- **PROBLEM DETAILS**: Copy whichever lines contain the string "React".

§ §

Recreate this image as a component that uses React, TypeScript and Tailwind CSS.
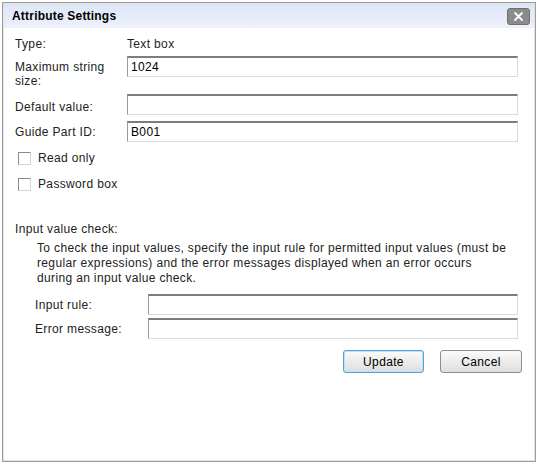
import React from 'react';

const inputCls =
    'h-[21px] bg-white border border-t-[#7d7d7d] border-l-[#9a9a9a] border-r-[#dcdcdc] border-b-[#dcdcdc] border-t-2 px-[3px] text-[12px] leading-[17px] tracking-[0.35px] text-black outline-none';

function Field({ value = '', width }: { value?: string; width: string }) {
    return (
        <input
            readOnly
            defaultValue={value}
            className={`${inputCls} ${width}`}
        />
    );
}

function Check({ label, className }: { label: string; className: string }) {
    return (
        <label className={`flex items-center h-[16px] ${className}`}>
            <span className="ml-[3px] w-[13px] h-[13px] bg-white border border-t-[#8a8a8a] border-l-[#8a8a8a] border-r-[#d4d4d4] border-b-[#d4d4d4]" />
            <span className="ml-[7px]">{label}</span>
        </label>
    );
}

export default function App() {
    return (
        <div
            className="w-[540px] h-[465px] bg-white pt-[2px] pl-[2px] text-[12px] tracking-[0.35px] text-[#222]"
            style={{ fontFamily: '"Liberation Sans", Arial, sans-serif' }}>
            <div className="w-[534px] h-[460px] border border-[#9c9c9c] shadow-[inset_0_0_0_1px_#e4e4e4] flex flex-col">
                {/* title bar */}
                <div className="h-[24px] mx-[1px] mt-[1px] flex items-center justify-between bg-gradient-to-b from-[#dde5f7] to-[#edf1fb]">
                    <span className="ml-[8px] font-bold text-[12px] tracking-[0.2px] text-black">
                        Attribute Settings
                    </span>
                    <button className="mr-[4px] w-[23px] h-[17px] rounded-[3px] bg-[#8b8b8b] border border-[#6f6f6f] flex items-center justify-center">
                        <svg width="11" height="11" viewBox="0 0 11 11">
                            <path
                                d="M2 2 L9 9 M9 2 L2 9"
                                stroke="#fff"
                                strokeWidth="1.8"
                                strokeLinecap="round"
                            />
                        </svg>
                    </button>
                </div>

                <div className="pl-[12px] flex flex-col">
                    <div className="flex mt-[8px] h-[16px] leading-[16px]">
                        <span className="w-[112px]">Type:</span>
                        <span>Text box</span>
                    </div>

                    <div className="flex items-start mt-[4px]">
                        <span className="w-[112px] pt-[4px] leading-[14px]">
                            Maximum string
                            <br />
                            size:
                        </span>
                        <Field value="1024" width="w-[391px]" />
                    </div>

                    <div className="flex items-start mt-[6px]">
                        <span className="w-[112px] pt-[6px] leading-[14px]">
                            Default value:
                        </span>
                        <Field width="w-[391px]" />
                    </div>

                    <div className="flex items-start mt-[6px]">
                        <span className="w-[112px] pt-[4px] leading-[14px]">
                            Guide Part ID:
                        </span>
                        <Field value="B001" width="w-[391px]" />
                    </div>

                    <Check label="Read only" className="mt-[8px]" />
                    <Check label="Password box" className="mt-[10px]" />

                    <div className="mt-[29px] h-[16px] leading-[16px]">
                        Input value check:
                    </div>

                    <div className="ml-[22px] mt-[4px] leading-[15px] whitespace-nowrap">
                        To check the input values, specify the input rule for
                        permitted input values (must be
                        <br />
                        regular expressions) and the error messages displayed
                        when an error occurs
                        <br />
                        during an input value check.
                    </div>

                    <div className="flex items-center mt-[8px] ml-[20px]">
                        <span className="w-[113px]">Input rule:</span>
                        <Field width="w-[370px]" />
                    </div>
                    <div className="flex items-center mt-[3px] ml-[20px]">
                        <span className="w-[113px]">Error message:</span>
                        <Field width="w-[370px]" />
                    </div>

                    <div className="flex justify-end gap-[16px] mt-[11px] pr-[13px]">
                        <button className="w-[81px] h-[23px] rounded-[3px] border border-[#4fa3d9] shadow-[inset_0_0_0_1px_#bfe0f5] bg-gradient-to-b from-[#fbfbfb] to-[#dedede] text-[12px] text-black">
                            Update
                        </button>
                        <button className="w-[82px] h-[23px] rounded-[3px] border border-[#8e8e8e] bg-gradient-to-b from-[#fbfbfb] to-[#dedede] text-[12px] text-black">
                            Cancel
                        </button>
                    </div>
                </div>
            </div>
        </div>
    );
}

§ §

- **THE COMPLETED TASK**:
Recreate this image as a component that uses React, TypeScript and Tailwind CSS.
import React from 'react';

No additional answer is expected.